THE RED BULL RING DID NOT REWRITE THE HIERARCHIES
- Simone Marchetti Cavalieri
- 1 day ago
- 3 min read

The Austrian GP at the Red Bull Ring left plenty of talking points. From Russell’s victory—arriving exactly when it mattered most and effectively answering Kimi’s first real strikes—to Verstappen’s second place, which inevitably reopens a question: is Red Bull truly back, or did this circuit simply amplify its strongest traits? And then there is Ferrari, once again under the spotlight, suspended between enthusiasm and disappointment.
But if there is one sentence I keep coming back to when analyzing weekends like this, it is always the same: the problem is not the result, the problem is expectations.
We arrived in Austria wrapped in a very specific narrative: an updated Ferrari power unit, the possibility of reopening the championship fight, and the feeling that this weekend could represent a turning point. The issue is that when the starting point becomes that ambitious, any normal outcome risks being perceived as a failure.
Yet a single race does not erase the previous six, nor does it define the rest of the season on its own.
Looking at what we had seen up to this point, a weekend like this was far from unpredictable. For months, the advantage of Mercedes and Red Bull in terms of power unit performance and energy management has been widely discussed. Arriving at one of the most engine-sensitive circuits on the calendar and expecting a complete reversal of the hierarchy was probably unrealistic.
For this reason, more than a surprise, this weekend felt like a confirmation to me.
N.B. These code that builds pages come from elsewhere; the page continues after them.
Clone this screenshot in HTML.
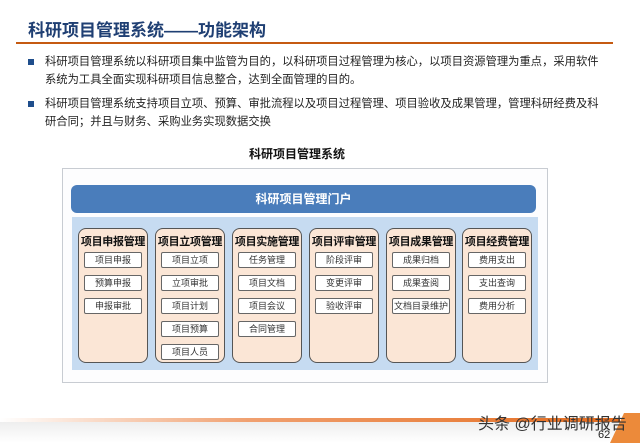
<!DOCTYPE html>
<html><head><meta charset="utf-8"><style>
*{margin:0;padding:0;box-sizing:border-box}
body{width:640px;height:443px;background:#fff;position:relative;overflow:hidden;font-family:"Liberation Sans","Noto Sans CJK SC",sans-serif}
.a{position:absolute}
.t{left:28px;top:16px;font-size:17px;font-weight:bold;color:#1f3f73}
.hl{left:16px;top:42px;width:597px;height:2px;background:#c55a11}
.b{left:28px;font-size:11.3px;color:#222;line-height:18px}
.sq{position:absolute;left:0;top:6px;width:6px;height:6px;background:#1f4e8c}
.b p{margin-left:17px;width:560px}
.outer{left:62px;top:168px;width:486px;height:215px;border:1px solid #c8ccd2;background:#fdfdfe}
.bar{left:71px;top:185px;width:465px;height:28px;background:#4a7dbb;border-radius:6px;color:#fff;font-weight:bold;font-size:12px;text-align:center;line-height:28px}
.lb{left:72px;top:217px;width:466px;height:153px;background:#c6dbf1}
.col{top:228px;width:70px;height:135px;background:#fbe6d6;border:1.3px solid #555;border-radius:8px;text-align:center}
.col h4{font-size:11px;font-weight:bold;color:#111;margin-top:6px;white-space:nowrap;letter-spacing:-0.3px;line-height:14px}
.it{margin:0 auto 7px;width:58px;height:16px;border:1px solid #666;border-radius:2px;background:#fff;font-size:9px;line-height:14px;color:#333;white-space:nowrap}
.col h4+.it{margin-top:3px}
</style></head><body>
<div class="a t">科研项目管理系统——功能架构</div>
<div class="a hl"></div>
<div class="a b" style="top:53px"><span class="sq"></span><p>科研项目管理系统以科研项目集中监管为目的，以科研项目过程管理为核心，以项目资源管理为重点，采用软件系统为工具全面实现科研项目信息整合，达到全面管理的目的。</p></div>
<div class="a b" style="top:95px"><span class="sq"></span><p>科研项目管理系统支持项目立项、预算、审批流程以及项目过程管理、项目验收及成果管理，管理科研经费及科研合同；并且与财务、采购业务实现数据交换</p></div>
<div class="a" style="left:0;width:594px;top:145px;text-align:center;font-size:12px;font-weight:bold;color:#111">科研项目管理系统</div>
<div class="a outer"></div>
<div class="a bar">科研项目管理门户</div>
<div class="a lb"></div>
<div class="a col" style="left:78px"><h4>项目申报管理</h4><div class="it">项目申报</div><div class="it">预算申报</div><div class="it">申报审批</div></div>
<div class="a col" style="left:155px"><h4>项目立项管理</h4><div class="it">项目立项</div><div class="it">立项审批</div><div class="it">项目计划</div><div class="it">项目预算</div><div class="it">项目人员</div></div>
<div class="a col" style="left:232px"><h4>项目实施管理</h4><div class="it">任务管理</div><div class="it">项目文档</div><div class="it">项目会议</div><div class="it">合同管理</div></div>
<div class="a col" style="left:309px"><h4>项目评审管理</h4><div class="it">阶段评审</div><div class="it">变更评审</div><div class="it">验收评审</div></div>
<div class="a col" style="left:386px"><h4>项目成果管理</h4><div class="it">成果归档</div><div class="it">成果查阅</div><div class="it">文档目录维护</div></div>
<div class="a col" style="left:462px"><h4>项目经费管理</h4><div class="it">费用支出</div><div class="it">支出查询</div><div class="it">费用分析</div></div>
<div class="a" style="left:0;top:418px;width:620px;height:4px;background:linear-gradient(90deg,#fff,#f0a070 40%,#e46c1e)"></div>
<div class="a" style="left:0;top:422px;width:620px;height:21px;background:linear-gradient(180deg,#eee,#fff)"></div>
<svg class="a" style="left:610px;top:413px" width="30" height="30"><polygon points="14,0 30,0 30,30 0,30" fill="#ec8a3a"/></svg>
<div class="a" style="left:478px;top:410px;font-size:16px;color:#333;white-space:nowrap">头条 @行业调研报告</div>
<div class="a" style="left:598px;top:429px;font-size:11px;color:#222">62</div>
</body></html>
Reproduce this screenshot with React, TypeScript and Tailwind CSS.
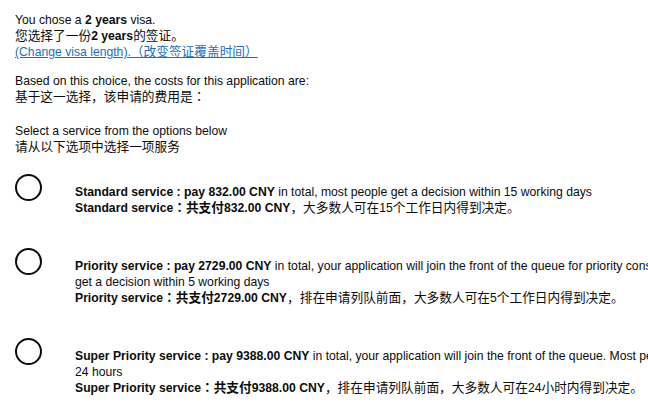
import React from "react";

const font = { fontFamily: '"Liberation Sans", "Noto Sans CJK SC", sans-serif' };
const jp = { fontFamily: '"Noto Sans CJK JP", sans-serif' };

function C({ children }: { children: React.ReactNode }) {
  return <span className="text-[12.7px]">{children}</span>;
}

function Colon() {
  return <span className="text-[12.7px] leading-[1px]" style={jp}>：</span>;
}

function Radio() {
  return <div className="w-[27px] h-[27px] shrink-0 rounded-full border-2 border-[#0b0c0c] bg-white" />;
}

function Row({ children }: { children: React.ReactNode }) {
  return (
    <div className="flex items-start mb-[32px]">
      <Radio />
      <div className="ml-[33px] mt-[10px] whitespace-nowrap">{children}</div>
    </div>
  );
}

export default function App() {
  return (
    <div className="w-[648px] h-[420px] overflow-hidden bg-white text-[#0b0c0c] text-[12.2px] leading-[16px]" style={font}>
      <div className="pl-[15px] pt-[12px]">
        <div className="h-4">You chose a <b>2 years</b> visa.</div>
        <div className="h-4"><C>您选择了一份</C><b>2 years</b><C>的签证。</C></div>
        <div className="h-4">
          <a href="#" className="text-[#1d70b8] underline">(Change visa length).<C>（改变签证覆盖时间）</C></a>
        </div>
        <div className="h-4 mt-[13px]">Based on this choice, the costs for this application are:</div>
        <div className="h-4"><C>基于这一选择，该申请的费用是</C><Colon /></div>
        <div className="h-4 mt-[18px]">Select a service from the options below</div>
        <div className="h-4"><C>请从以下选项中选择一项服务</C></div>
        <div className="mt-[19px]">
          <Row>
            <div className="h-4"><b>Standard service : pay 832.00 CNY</b> in total, most people get a decision within 15 working days</div>
            <div className="h-4"><b>Standard service<Colon /><C>共支付</C>832.00 CNY</b><C>，大多数人可在</C>15<C>个工作日内得到决定。</C></div>
          </Row>
          <Row>
            <div className="h-4"><b>Priority service : pay 2729.00 CNY</b> in total, your application will join the front of the queue for priority consideration. Most people</div>
            <div className="h-4">get a decision within 5 working days</div>
            <div className="h-4"><b>Priority service<Colon /><C>共支付</C>2729.00 CNY</b><C>，排在申请列队前面，大多数人可在</C>5<C>个工作日内得到决定。</C></div>
          </Row>
          <Row>
            <div className="h-4"><b>Super Priority service : pay 9388.00 CNY</b> in total, your application will join the front of the queue. Most people get a decision within</div>
            <div className="h-4">24 hours</div>
            <div className="h-4"><b>Super Priority service<Colon /><C>共支付</C>9388.00 CNY</b><C>，排在申请列队前面，大多数人可在</C>24<C>小时内得到决定。</C></div>
          </Row>
        </div>
      </div>
    </div>
  );
}
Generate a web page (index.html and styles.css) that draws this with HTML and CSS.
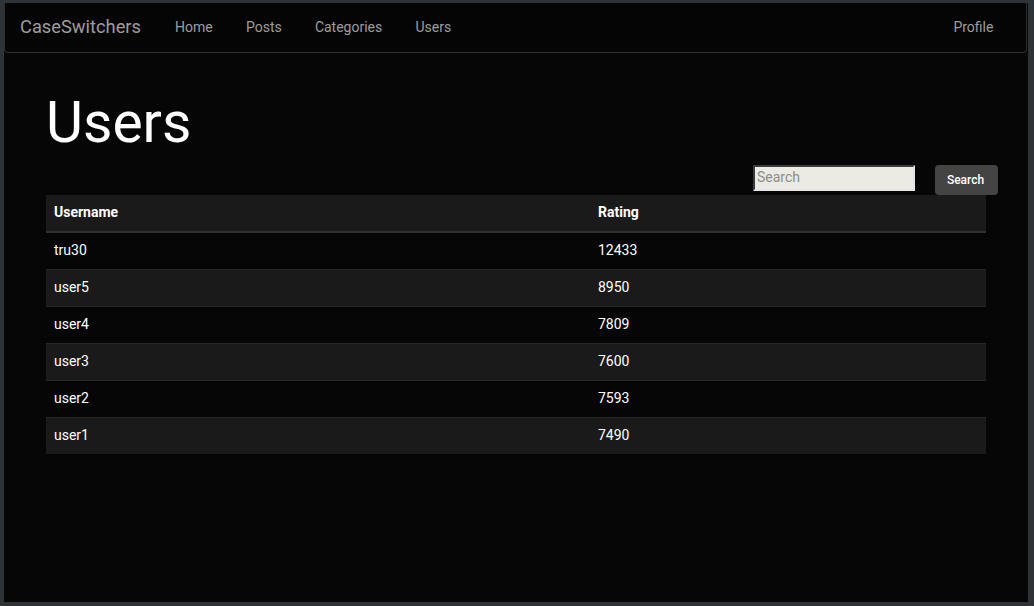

Mercedes once again showed it has an extremely competitive power unit, but above all something that today is almost more valuable than aerodynamic upgrades: an energy management system that still looks like the real differentiating factor under these regulations. When you can deploy and recover energy more efficiently than others, the overall gain can outweigh even significant updates to wings or floor.
On the other side, Red Bull also deserves a different kind of reading than the one often proposed. It may not have the outright benchmark unit of the field, but continuing to describe its thermal performance as inferior to the rest is starting to feel like an oversimplification.
In a sense, this race also provided early confirmation of some evaluations made in recent weeks regarding energy balance. Evaluations that are often twisted into theories about regulatory advantages for whoever happens to be winning at the time. The pattern is always the same: the name changes, but the narrative does not.
The track, however, almost always brings things back to a more grounded reality.
Even looking at Racing Bulls versus Alpine, some interesting signals emerge. On a circuit like the Red Bull Ring, these differences become more visible and suggest that the Red Bull Powertrain project is likely much closer to the front than many are willing to admit.
In the end, though, the overall benchmark remains Mercedes, because beyond the engine itself, it combines energy efficiency, car balance, and package exploitation in a way others still struggle to match.
McLaren is also an interesting case.
Piastri’s fourth place may suggest a clear advantage over Norris, but a closer look at the race shows the gap was far less pronounced. The key moment came on lap one: the attempt on Verstappen, the less effective exit from Turn 3, and Oscar’s pass completely changed Norris’s race. From that point on, he was forced into recovery mode, running a different strategy and extending his first stint more aggressively.
Overall, however, the feeling is that McLaren today has characteristics closer to Ferrari than to Mercedes. It certainly has more straight-line speed than the SF-26, but it still shows some energy-management limitations—albeit milder ones—in the same areas of the track.
Now we head to Silverstone, which may turn out to be one of the most interesting weekends of the year.
Because, after hours of simulation work, one question keeps coming back to me: how will these cars really handle the run into Copse and especially the full Maggots–Becketts–Stowe sequence?
Corners like these deserve to be attacked. Not managed.